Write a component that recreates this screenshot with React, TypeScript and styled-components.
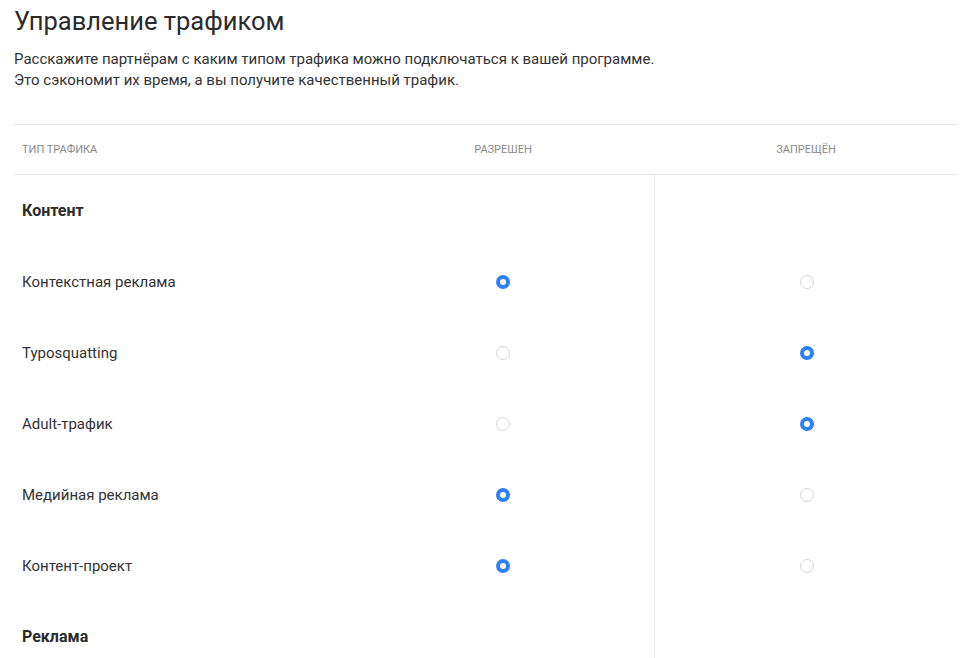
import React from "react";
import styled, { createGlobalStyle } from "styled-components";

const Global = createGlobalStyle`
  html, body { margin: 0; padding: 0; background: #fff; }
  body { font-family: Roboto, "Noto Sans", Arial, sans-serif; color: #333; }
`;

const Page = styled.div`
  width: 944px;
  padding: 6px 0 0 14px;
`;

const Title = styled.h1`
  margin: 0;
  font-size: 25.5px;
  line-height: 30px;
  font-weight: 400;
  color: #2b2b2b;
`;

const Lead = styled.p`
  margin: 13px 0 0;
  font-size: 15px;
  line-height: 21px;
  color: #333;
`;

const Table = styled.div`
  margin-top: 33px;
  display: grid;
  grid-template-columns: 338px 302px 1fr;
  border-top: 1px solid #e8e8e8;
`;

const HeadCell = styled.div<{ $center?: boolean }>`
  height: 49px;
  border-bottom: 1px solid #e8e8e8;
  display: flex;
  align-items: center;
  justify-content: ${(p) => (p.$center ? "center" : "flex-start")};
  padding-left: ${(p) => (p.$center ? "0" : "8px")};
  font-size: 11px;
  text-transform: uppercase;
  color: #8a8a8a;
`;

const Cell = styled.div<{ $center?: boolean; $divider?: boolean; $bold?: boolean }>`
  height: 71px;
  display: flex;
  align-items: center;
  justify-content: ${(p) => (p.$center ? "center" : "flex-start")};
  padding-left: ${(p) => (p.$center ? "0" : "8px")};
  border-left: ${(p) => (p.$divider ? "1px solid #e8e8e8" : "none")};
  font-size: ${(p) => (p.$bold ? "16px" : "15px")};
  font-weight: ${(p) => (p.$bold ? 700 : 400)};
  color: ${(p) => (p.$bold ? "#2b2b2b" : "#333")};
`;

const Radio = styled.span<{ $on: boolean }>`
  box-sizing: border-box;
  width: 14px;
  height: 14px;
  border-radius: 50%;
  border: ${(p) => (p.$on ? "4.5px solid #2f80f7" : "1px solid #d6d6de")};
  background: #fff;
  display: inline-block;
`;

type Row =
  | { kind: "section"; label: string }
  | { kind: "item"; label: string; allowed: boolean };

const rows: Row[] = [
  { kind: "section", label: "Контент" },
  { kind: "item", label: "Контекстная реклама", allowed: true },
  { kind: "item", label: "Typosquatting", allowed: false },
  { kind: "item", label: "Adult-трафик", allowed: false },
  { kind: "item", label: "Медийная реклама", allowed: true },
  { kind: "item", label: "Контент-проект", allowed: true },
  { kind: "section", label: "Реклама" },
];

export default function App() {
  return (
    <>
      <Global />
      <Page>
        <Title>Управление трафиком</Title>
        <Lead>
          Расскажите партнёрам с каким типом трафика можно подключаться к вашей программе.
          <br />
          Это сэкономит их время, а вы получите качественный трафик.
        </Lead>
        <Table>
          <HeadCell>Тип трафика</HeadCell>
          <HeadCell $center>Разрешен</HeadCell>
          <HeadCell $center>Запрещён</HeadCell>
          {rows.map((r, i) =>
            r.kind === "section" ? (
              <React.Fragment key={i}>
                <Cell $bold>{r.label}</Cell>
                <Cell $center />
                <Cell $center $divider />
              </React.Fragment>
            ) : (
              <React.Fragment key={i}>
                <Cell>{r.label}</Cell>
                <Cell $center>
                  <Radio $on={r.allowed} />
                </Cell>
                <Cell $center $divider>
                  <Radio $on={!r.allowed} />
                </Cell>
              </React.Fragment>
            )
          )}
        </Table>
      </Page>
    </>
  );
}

::::

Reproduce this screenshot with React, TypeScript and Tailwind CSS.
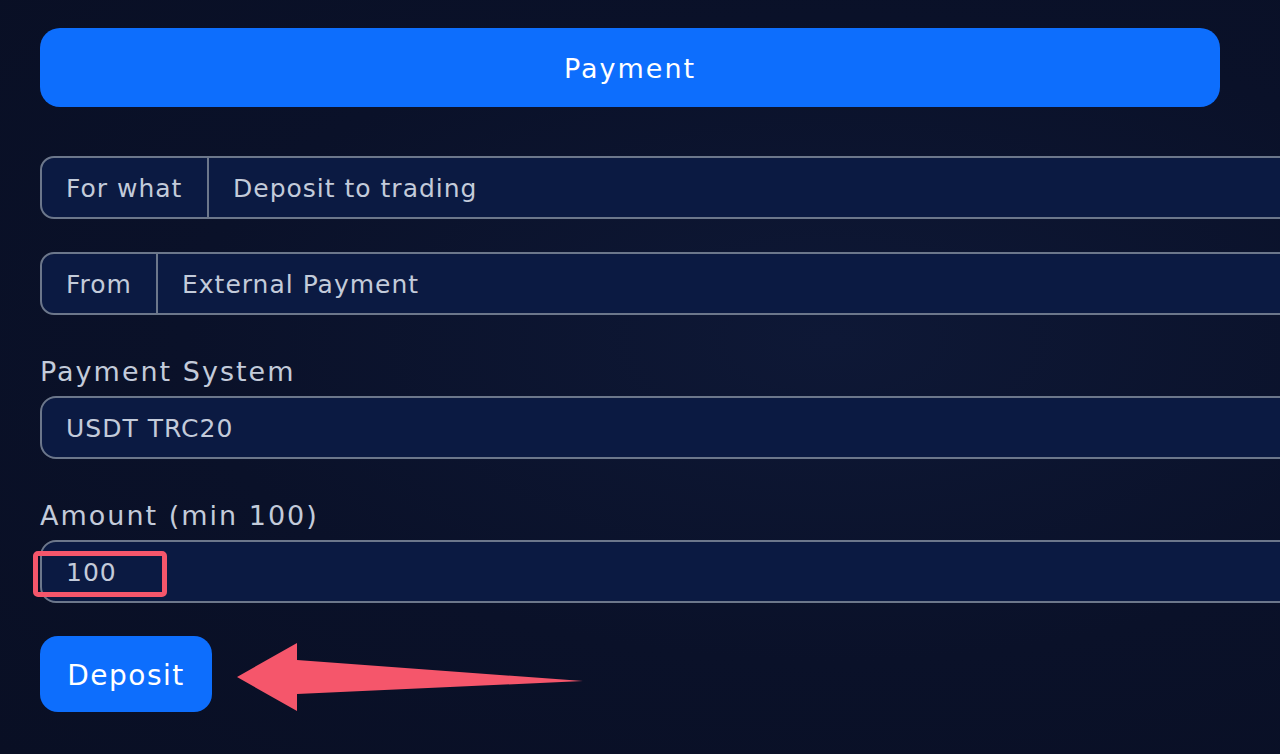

::::

### Task requirements
Give back only a number, the number of lines where the string "React" occurs.

### Task result
7